Kim Dobson of Grand Junction, Colorado, is best known for her uphill running prowess, and rightly so. In 2012, the 28-year-old broke the long-standing women’s record at Colorado’s Pikes Peak Ascent, a record set by trail-running legend, Lynn Bjorkland in 1981. To Bjorkland’s previously thought “untouchable” record of 2:33:31, Dobson crossed the line in 2:24:58. Of that performance, she told Trail Runner earlier this year, “Going in to the race I thought it would be possible to run around a 2:30 if I had a strong day. I was not expecting to be around 2:25! That finish taught me to never place limits on what you can achieve in a race."

Before Pikes, Dobson blew away the competition on Mount Washington. There, she ran the second-fastest women’s time ever, breaking the elusive 1:10 barrier and running a 1:09:25. Then, to top off an already incredible season, Dobson finished third at the World Long Distance Mountain Running Challenge—the Jungfrau Marathon—in Switzerland, earning not only a podium spot, but also earned the second highest points toward Team USA’s Gold-Medal finish.

Dobson took a few minutes to answer some questions about uphill running, her past season, her involvement with the sport and what she hopes to achieve in 2013.


How did you get into mountain running?
Although I didn’t run in college, I did enjoy running recreationally during that time. The mountain running came into place many years after college, probably from the combination of my love of running and the passion I shared with my husband for hiking tall peaks. 

I was also fortunate to meet other awesome mountain runners, such as Brandy Erholtz and Scott Elliott who encouraged me and believed in me. After that, I met so many other wonderful people involved with the sport and saw so many gorgeous places that I fell in love with mountain running.

Uphill running is your specialty. Why do you love it?
Whether it’s biking, cross country skiing or running, uphill activities have come naturally to me for as long as I can remember. … It’s just who I am and the way I was made. My family jokes that I can do most things faster uphill than downhill, which is not too far from the truth! For me, the most rewarding part of running uphill is the sense of accomplishment it brings.  

My favorite thing about uphill running is the goal-oriented nature of an ascent. Each hill or mountain is different, but the objective is always to reach the top as best or as fast as you can. You have to fight to overcome mental and physical challenges as you climb to your destination. Once you reach the summit, you get to breathe, enjoy the stunning views and cruise back down the mountain. 

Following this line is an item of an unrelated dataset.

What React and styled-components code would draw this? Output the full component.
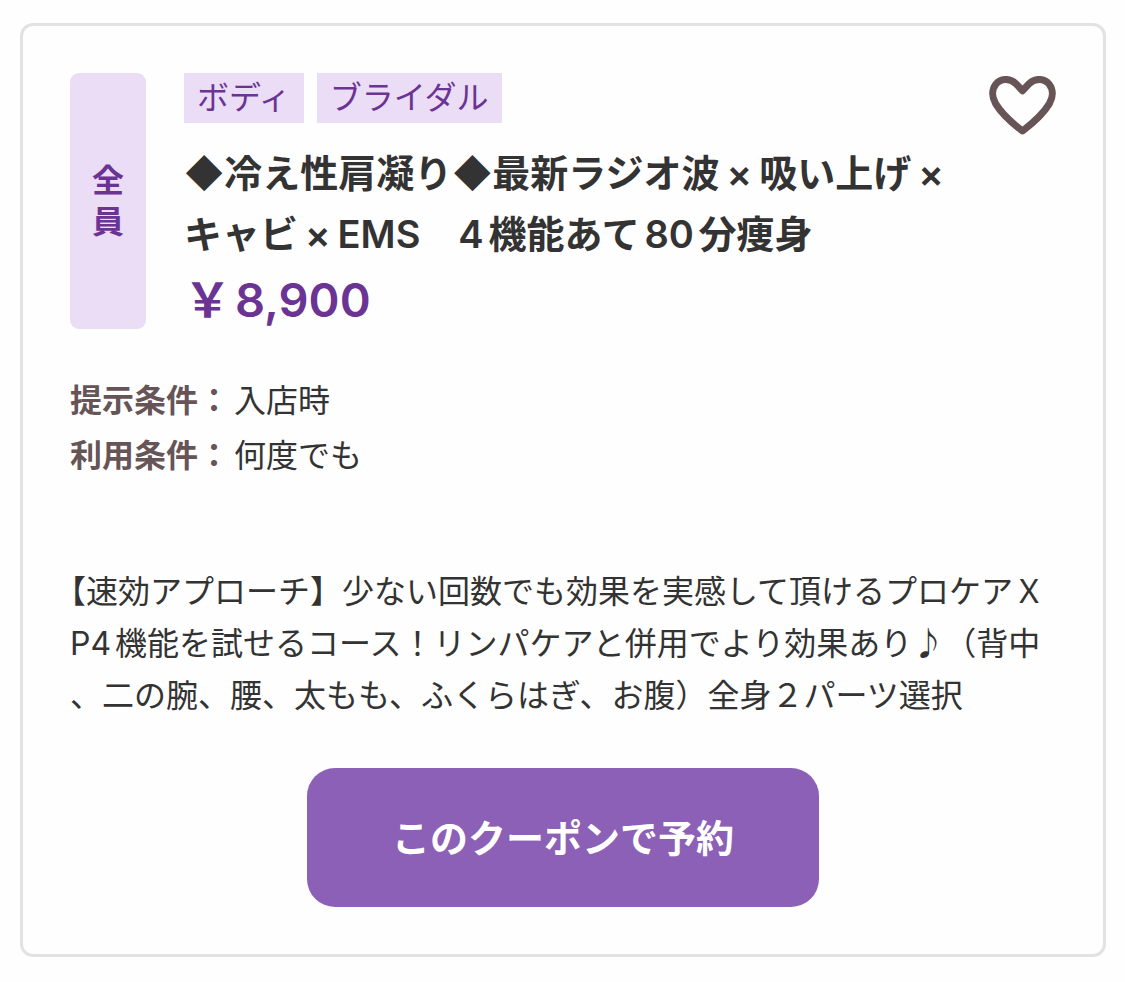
import React from 'react'
import styled, { createGlobalStyle } from 'styled-components'

const GlobalStyle = createGlobalStyle`
    * {
        box-sizing: border-box;
    }

    body {
        margin: 0;
        background: #fefefe;
        color: #333;
        font-family: Inter, "Noto Sans CJK JP", sans-serif;
        font-size: 32px;
    }
`

const Card = styled.article`
    margin: 23px 19px 25px 20px;
    padding: 47px;
    border: 3px solid #e2e2e2;
    border-radius: 13px;
`

const Header = styled.header`
    display: flex;
    align-items: stretch;
`

const Target = styled.div`
    display: flex;
    flex: none;
    align-items: center;
    justify-content: center;
    width: 76px;
    margin-right: 38px;
    padding: 0 22px;
    border-radius: 9px;
    background: #eaddf5;
    color: #6b3494;
    font-weight: bold;
    line-height: 41px;
    text-align: center;
`

const Summary = styled.div`
    flex: 1;
    min-width: 0;
`

const TagList = styled.ul`
    display: flex;
    flex-wrap: wrap;
    gap: 13px;
    margin: 0 0 20px;
    padding: 0;
    list-style: none;
`

const Tag = styled.li`
    padding: 0 13px;
    background: #eaddf5;
    color: #6b3494;
    line-height: 50px;
`

const Title = styled.h2`
    margin: 0;
    font-size: 38px;
    font-weight: 600;
    line-height: 61px;
    text-autospace: normal;
`

const Times = styled.span`
    margin: 0 7px;
`

const Price = styled.p`
    display: flex;
    gap: 4px;
    margin: 0;
    padding-top: 6px;
    color: #6b3494;
    font-size: 47px;
    font-weight: 600;
    line-height: 58px;
`

const FavoriteButton = styled.button`
    flex: none;
    align-self: flex-start;
    margin-top: 3px;
    padding: 0;
    border: 0;
    background: none;
    cursor: pointer;

    svg {
        display: block;
    }
`

const Conditions = styled.dl`
    margin: 44px 0 83px;
    line-height: 55px;
`

const Condition = styled.div`
    display: flex;
    gap: 4px;
`

const Term = styled.dt`
    color: #665457;
    font-weight: bold;
`

const Detail = styled.dd`
    margin: 0;
`

const Description = styled.p`
    margin: 0 0 46px;
    line-height: 52px;
    text-autospace: normal;
    text-spacing-trim: trim-start;
`

const Note = styled.span`
    font-family: "Noto Sans CJK JP", sans-serif;
    font-weight: bold;
    line-height: 1;
`

const ReserveButton = styled.button`
    display: block;
    width: 52%;
    height: 139px;
    margin: 0 auto;
    padding: 0 0 4px;
    border: 0;
    border-radius: 28px;
    background: #8b60b6;
    color: #fff;
    font-family: inherit;
    font-size: 38px;
    font-weight: bold;
    cursor: pointer;
`

const tags = ['ボディ', 'ブライダル']

const conditions = [
    { term: '提示条件', detail: '入店時' },
    { term: '利用条件', detail: '何度でも' },
]

const HeartIcon = () => (
    <svg width="67" height="59" viewBox="0 0 67 59" fill="none" aria-hidden="true">
        <path
            d="M33.5 14.8C31 12.3 29 9.6 26.5 7.3C20.5 1.8 11.5 2.3 6.9 8.2C2.6 13.7 2.7 21 6.6 27.6C12.2 37 22.5 46.6 33.5 55C44.5 46.6 54.8 37 60.4 27.6C64.3 21 64.4 13.7 60.1 8.2C55.5 2.3 46.5 1.8 40.5 7.3C38 9.6 36 12.3 33.5 14.8Z"
            stroke="#665457"
            strokeWidth="7"
            strokeLinejoin="round"
        />
    </svg>
)

const App = () => (
    <>
        <GlobalStyle />
        <Card>
            <Header>
                <Target>全員</Target>
                <Summary>
                    <TagList>
                        { tags.map(tag => <Tag key={ tag }>{ tag }</Tag>) }
                    </TagList>
                    <Title>
                        ◆冷え性肩凝り◆最新ラジオ波<Times>×</Times>吸い上げ<Times>×</Times>
                        <br />
                        キャビ<Times>×</Times>EMS　4機能あて80分痩身
                    </Title>
                    <Price>
                        <span>￥</span>
                        <span>8,900</span>
                    </Price>
                </Summary>
                <FavoriteButton type="button" aria-label="お気に入り">
                    <HeartIcon />
                </FavoriteButton>
            </Header>
            <Conditions>
                {
                    conditions.map(({ term, detail }) => (
                        <Condition key={ term }>
                            <Term>{ term }：</Term>
                            <Detail>{ detail }</Detail>
                        </Condition>
                    ))
                }
            </Conditions>
            <Description>
                【速効アプローチ】少ない回数でも効果を実感して頂けるプロケアＸ
                <br />
                P4機能を試せるコース！リンパケアと併用でより効果あり<Note>♪</Note>（背中
                <br />
                、二の腕、腰、太もも、ふくらはぎ、お腹）全身２パーツ選択
            </Description>
            <ReserveButton type="button">このクーポンで予約</ReserveButton>
        </Card>
    </>
)

export default App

How do you overcome the mental barriers of the "uphill grind"?
Before I run a hill, I accept that it is going to hurt and remember my goal, which is to always do the best I can do on that day. When I am on a long ascent in an important race or training run, I often recite a Bible verse or a favorite quote in my head. It’s a privilege and a blessing to have the ability to simply run, and I try to remind myself of that as often as possible.